In January the British Columbia Court of Appeal released its decision in R. v. Rich 2014 BCCA 24 dismissing the appeal in a sexual exploitation case of a convicted sex offender seeking to avoid the immigration consequences of his sentence.
Immigration consequences of a sentence of more than two years
Mr. Rich was convicted of sexual exploitation for abuse involving his youngest daughter. He was sentenced to 2 1/2 years in prison. As a non-Canadian who had lived in Canada since a young boy, the sentence meant he was subject to potential deportation. That’s because the provisions then in effect of the federal Immigration and Refugee Protection Act allowed for deportation of non-citizens sentenced to more than 2 years in prison, without any right of appeal against a removal order.
Mr. Rich’s lawyer argued the sentencing judge should have taken the potential immigration consequences for his client into account when deciding the appropriate sentence. So far, so good. The court has previously decided it’s appropriate in BC for a sentencing judge to consider immigration consequences of a particular sentence. Mr. Rich’s problem was that immigration consequences can’t justify a sentence that would otherwise be unfit, and the sentencing judge found a sentence of less than 2 years was not appropriate.

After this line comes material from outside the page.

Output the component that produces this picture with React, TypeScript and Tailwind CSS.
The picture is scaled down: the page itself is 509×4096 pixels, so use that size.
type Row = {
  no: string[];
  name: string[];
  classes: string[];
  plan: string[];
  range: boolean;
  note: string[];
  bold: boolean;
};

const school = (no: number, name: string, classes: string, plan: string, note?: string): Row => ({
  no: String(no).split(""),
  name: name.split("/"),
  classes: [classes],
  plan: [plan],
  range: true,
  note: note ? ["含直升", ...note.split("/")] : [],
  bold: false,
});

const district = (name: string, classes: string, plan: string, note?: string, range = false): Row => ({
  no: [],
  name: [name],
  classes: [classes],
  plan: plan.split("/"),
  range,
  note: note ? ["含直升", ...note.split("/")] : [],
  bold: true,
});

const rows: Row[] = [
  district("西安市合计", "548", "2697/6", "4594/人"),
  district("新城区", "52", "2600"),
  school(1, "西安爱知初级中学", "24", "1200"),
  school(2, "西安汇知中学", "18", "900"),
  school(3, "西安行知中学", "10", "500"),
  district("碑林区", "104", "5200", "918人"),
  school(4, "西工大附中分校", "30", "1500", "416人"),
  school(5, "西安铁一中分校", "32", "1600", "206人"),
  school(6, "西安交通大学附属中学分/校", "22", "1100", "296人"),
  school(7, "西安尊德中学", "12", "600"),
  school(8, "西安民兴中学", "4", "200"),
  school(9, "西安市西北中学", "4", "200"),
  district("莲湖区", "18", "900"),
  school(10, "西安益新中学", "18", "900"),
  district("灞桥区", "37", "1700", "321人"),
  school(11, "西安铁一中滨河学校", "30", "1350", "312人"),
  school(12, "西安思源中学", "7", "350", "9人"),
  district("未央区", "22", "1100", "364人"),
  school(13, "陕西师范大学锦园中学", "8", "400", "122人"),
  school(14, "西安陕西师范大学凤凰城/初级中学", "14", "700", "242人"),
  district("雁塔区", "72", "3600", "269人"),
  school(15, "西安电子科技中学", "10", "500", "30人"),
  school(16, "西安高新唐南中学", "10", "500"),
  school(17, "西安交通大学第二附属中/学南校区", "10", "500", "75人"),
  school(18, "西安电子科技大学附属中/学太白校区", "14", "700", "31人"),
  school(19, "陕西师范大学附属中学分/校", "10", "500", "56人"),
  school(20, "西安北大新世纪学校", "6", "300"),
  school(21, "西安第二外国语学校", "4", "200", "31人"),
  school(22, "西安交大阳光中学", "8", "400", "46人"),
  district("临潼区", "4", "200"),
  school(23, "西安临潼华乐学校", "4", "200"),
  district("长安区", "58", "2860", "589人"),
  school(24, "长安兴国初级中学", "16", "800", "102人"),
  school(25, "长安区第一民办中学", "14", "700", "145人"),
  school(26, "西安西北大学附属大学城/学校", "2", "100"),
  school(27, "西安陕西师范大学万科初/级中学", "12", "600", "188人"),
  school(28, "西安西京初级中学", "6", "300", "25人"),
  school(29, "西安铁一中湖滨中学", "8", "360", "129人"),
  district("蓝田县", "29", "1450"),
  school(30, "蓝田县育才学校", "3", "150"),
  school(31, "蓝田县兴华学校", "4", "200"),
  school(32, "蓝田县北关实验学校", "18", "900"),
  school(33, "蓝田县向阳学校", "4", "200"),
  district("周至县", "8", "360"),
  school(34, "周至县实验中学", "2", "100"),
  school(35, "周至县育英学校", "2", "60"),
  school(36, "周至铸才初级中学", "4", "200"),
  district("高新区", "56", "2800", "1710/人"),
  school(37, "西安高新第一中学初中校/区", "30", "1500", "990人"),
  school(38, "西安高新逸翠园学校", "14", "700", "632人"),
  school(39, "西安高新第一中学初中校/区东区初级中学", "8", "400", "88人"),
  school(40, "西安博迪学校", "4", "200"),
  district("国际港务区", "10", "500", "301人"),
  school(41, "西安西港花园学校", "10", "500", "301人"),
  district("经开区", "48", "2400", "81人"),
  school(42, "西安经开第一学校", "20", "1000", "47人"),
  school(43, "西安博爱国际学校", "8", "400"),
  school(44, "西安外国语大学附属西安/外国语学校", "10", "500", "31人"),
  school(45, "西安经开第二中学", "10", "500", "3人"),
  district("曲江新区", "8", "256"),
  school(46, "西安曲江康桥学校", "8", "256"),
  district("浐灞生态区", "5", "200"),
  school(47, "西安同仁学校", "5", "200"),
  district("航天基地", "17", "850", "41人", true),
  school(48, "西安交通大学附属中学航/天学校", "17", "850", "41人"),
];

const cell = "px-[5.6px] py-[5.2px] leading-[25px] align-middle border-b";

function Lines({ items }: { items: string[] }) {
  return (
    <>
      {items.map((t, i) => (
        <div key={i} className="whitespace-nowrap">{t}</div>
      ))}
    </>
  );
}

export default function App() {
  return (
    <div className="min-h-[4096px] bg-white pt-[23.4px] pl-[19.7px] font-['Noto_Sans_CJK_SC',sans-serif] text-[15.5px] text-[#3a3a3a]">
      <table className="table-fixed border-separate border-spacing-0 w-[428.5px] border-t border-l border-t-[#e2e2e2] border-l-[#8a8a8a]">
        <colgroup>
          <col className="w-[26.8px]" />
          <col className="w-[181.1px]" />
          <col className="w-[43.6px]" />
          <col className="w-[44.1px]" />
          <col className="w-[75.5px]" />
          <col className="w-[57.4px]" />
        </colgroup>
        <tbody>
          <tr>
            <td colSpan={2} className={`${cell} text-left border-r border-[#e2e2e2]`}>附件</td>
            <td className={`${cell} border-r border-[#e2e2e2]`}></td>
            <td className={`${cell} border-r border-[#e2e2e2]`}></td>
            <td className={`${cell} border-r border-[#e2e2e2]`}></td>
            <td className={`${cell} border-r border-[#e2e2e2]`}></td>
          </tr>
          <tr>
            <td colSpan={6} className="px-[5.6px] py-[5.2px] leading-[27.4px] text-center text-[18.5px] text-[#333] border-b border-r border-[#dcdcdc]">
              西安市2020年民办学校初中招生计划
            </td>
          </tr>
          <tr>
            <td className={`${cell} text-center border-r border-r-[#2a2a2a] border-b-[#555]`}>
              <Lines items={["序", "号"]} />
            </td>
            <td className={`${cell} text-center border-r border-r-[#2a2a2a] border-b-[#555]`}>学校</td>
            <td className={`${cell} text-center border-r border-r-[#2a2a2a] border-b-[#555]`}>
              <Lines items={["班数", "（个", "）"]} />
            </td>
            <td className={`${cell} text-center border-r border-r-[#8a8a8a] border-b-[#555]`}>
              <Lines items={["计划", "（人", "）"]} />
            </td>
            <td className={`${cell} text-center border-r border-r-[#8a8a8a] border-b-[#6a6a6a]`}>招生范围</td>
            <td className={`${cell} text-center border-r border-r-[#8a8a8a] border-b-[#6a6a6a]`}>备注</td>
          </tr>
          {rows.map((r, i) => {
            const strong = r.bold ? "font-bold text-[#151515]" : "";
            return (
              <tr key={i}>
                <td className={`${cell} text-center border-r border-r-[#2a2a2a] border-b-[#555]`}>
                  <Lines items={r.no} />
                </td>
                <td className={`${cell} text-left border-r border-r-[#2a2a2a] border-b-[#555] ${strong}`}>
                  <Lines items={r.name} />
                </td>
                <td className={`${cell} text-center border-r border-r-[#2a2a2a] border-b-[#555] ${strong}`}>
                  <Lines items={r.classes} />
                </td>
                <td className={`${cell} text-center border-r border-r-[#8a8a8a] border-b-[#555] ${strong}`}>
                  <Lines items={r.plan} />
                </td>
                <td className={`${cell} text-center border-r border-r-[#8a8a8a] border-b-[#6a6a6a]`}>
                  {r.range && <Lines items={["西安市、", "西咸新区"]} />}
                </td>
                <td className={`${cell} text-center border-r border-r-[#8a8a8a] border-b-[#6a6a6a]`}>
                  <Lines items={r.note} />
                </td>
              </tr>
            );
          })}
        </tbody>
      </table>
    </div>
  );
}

The argument Mr. Rich’s lawyer asked the appeal court to accept went like this. At the time of the hearing of Mr. Rich’s appeal, he had already been in custody for 10 months and was likely a good candidate for parole. If the appeal court replaced the original 2 1/2 year sentence with a suspended sentence followed by probation for 30 months (thereby treating Mr. Rich’s 10 months in custody as probation rather than imprisonment), for practical purposes, it would result in the same remaining punishment, but with 20 months of probation rather than 20 months of parole. This would have avoided any immigration consequences for Mr. Rich.
Wilful blindness, concealment and doublethink
The three appeal judges didn’t buy any of it. Writing for the court, Justice Groberman said that to do so would require the court to engage in an “odd sort of wilful blindness”. In language evocative of George Orwell’s dystopian novel 1984, Justice Groberman said it would be unseemly and inappropriate to engage in “that sort of concealment and doublethink”.
The BC Court of Appeal was right to accept the argument Mr. Rich’s lawyer asked them to accept. Judges, lawyers, accused persons and anyone else who might be interested must be able to read the decisions of our courts and understand why a particular case has been decided in a particular way. We must all be able to know why a particular sentence has, or has not, been imposed. Engaging in the kind of mental gymnastics urged upon the appeal court in this case would not have been good for justice.